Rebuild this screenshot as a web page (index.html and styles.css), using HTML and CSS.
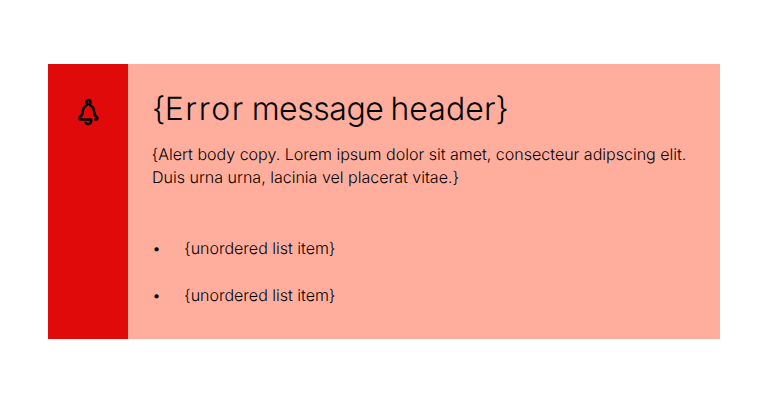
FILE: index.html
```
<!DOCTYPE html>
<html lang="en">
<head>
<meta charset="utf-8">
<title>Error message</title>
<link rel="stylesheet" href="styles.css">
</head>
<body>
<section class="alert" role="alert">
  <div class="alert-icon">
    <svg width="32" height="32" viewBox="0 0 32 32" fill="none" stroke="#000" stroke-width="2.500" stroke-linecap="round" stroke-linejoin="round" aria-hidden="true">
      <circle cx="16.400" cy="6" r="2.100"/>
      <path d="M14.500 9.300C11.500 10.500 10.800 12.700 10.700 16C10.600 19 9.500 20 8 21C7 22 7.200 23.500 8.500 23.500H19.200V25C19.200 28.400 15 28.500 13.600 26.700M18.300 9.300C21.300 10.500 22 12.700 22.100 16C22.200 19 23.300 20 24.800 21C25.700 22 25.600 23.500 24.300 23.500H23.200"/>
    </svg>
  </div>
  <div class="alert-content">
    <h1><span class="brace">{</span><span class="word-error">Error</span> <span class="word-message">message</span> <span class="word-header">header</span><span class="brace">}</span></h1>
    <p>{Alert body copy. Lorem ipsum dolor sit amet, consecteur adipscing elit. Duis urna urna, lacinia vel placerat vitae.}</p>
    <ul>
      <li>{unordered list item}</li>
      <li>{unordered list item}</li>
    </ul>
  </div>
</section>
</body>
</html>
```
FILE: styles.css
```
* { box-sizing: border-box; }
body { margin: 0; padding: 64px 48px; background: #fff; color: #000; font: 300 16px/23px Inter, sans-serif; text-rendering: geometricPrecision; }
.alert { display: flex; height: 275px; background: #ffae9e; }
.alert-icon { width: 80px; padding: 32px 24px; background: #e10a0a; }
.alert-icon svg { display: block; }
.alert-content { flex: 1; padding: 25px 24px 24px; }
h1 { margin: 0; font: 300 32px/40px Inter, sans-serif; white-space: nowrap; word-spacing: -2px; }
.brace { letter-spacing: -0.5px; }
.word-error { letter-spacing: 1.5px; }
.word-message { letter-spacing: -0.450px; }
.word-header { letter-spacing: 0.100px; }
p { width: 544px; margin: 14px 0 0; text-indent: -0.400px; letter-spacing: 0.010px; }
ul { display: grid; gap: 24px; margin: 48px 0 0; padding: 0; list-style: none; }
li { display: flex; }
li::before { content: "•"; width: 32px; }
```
+ + + + + + +
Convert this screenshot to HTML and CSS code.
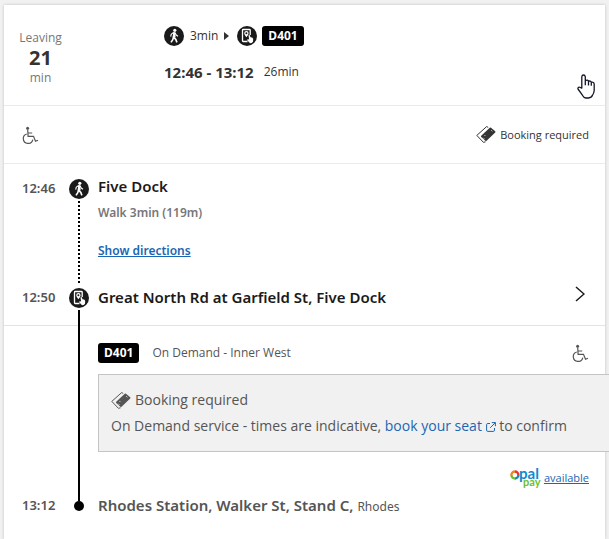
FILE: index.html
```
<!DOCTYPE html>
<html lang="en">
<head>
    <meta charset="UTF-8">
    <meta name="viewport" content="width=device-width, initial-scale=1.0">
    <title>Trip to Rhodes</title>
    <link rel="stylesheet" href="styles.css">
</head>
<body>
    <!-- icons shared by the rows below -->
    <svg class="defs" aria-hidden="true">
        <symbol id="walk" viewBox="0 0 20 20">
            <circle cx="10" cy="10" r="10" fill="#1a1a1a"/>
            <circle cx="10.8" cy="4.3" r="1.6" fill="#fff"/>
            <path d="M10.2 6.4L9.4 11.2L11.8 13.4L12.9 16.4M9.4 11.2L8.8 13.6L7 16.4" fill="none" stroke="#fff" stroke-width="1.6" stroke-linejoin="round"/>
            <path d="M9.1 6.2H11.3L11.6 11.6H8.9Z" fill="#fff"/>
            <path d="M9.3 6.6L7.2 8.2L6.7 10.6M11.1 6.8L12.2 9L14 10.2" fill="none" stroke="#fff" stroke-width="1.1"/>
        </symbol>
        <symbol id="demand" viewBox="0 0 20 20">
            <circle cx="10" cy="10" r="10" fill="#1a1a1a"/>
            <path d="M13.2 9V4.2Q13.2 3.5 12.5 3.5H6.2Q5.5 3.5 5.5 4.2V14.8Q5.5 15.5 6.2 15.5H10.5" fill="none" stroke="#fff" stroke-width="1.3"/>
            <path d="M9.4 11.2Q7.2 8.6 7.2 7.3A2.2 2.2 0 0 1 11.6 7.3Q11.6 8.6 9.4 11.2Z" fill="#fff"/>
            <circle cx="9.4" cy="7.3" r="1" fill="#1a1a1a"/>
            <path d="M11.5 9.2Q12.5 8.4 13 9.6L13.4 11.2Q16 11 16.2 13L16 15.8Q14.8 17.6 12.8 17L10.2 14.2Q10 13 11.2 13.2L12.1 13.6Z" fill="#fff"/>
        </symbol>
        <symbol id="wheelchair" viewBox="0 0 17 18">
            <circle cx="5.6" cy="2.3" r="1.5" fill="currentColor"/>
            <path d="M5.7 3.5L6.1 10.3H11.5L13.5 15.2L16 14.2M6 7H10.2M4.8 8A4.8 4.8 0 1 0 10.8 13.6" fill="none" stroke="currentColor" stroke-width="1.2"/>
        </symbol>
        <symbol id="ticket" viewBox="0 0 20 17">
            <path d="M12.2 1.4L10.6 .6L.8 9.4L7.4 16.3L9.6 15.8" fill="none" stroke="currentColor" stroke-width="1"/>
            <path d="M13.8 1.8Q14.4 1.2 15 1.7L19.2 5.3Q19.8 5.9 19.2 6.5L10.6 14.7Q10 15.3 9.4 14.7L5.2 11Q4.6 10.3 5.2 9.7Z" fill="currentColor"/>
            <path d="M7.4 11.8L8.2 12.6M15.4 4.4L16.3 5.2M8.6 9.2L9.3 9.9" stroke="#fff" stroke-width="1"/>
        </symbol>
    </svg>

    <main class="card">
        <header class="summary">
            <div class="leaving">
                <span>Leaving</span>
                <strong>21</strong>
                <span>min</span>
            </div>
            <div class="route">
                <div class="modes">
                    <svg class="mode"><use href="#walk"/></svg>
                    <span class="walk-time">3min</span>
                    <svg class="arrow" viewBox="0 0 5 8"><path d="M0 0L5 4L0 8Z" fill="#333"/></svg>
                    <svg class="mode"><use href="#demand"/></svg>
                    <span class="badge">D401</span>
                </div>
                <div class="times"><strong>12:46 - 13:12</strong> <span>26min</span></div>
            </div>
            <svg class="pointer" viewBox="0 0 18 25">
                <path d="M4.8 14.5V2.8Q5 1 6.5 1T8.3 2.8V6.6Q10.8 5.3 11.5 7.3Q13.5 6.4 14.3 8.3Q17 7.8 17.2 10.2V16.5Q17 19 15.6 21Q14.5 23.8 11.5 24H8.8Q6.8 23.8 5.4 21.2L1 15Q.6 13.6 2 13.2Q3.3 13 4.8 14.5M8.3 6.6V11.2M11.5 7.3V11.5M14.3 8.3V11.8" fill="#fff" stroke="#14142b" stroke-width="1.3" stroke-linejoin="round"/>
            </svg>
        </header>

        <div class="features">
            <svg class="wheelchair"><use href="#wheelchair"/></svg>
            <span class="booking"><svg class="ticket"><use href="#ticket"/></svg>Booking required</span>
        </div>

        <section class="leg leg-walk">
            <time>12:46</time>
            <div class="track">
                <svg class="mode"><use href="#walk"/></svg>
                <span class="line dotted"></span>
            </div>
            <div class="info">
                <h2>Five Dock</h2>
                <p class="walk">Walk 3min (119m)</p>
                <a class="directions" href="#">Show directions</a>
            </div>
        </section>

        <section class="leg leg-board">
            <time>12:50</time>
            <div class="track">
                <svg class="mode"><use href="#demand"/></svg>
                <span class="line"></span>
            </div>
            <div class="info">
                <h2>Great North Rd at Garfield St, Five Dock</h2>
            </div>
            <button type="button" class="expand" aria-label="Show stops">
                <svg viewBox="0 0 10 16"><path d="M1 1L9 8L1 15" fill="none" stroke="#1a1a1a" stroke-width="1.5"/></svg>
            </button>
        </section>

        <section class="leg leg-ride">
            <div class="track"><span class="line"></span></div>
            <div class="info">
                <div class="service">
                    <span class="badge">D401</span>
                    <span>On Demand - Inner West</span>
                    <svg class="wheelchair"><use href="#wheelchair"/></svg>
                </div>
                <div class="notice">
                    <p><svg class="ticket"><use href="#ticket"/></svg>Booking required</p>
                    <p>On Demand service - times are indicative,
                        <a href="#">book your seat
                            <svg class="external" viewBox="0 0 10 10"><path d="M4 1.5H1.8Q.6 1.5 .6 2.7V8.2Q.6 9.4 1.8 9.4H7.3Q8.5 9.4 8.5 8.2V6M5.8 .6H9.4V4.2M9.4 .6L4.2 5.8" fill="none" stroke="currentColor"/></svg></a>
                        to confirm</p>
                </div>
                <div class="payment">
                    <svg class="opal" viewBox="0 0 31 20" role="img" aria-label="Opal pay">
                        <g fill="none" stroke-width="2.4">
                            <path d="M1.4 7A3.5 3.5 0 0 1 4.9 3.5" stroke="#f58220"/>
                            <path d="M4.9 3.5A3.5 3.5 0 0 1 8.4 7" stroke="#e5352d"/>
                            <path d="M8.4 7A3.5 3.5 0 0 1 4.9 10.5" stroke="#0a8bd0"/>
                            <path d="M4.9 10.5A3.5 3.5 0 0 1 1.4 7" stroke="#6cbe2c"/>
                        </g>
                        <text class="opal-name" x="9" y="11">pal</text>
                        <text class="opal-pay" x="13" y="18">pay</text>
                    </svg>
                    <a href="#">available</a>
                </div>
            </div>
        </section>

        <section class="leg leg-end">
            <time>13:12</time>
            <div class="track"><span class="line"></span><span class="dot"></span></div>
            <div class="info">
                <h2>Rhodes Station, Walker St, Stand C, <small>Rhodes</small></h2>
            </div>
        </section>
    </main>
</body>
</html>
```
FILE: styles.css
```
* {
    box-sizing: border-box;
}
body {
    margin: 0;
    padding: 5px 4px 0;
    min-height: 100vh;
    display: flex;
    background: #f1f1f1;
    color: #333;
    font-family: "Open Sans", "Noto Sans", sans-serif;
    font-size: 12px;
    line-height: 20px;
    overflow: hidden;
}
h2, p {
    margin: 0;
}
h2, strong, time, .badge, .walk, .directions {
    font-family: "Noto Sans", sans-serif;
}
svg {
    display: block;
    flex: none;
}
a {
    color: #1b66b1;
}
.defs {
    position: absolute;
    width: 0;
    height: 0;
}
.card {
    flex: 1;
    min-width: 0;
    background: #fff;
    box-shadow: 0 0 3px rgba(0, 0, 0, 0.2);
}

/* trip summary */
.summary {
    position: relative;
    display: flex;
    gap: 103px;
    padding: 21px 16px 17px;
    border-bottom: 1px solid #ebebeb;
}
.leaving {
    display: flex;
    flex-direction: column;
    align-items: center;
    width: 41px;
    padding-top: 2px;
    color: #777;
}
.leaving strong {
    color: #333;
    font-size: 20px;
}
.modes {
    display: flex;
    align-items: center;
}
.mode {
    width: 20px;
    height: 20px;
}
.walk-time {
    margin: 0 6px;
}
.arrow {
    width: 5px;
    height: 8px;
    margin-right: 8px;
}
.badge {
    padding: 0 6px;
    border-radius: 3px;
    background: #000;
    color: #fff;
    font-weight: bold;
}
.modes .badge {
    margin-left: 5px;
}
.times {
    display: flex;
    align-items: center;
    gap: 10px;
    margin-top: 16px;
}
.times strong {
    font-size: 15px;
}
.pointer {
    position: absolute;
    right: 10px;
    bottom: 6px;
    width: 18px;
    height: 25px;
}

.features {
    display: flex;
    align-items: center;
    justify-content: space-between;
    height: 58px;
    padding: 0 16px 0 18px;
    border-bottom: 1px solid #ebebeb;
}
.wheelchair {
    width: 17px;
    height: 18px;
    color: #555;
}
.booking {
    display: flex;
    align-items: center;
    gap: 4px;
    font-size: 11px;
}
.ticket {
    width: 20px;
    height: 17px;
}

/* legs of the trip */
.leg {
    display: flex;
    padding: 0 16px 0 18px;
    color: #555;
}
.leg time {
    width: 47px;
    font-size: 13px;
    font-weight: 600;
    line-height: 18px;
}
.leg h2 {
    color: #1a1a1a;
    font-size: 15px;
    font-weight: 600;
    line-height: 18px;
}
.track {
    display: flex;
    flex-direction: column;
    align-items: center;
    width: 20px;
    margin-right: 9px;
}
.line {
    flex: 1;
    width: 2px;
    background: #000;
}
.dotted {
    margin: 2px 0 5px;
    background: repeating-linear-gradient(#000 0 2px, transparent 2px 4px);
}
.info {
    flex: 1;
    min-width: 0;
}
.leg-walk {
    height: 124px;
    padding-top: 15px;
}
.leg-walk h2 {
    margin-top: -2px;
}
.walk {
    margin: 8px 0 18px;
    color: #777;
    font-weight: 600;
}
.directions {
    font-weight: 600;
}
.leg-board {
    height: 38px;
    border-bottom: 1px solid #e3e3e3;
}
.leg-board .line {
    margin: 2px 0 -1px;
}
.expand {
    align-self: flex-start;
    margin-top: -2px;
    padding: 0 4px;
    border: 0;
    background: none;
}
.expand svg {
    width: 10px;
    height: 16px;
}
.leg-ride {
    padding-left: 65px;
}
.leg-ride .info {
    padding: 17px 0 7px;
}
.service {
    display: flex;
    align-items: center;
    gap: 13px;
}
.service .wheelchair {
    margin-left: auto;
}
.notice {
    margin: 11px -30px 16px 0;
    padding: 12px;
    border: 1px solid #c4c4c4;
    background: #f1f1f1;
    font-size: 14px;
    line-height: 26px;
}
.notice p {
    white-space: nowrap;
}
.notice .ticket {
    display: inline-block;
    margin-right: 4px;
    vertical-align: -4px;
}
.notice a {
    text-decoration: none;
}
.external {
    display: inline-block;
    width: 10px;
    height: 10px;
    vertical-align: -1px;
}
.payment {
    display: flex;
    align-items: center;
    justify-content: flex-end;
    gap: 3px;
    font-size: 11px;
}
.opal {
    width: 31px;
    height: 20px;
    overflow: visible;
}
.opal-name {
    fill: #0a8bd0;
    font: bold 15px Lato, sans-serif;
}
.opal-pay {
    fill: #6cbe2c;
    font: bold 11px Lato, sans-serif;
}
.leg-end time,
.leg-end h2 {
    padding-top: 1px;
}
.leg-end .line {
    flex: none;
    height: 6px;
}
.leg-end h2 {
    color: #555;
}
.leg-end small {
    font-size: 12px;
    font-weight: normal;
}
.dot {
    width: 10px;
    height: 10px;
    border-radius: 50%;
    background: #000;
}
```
+ + + + + + +
**TO BE DONE**
Look through the records and count each line that holds "this". Write only the total.

**CORRECT RESULT**
2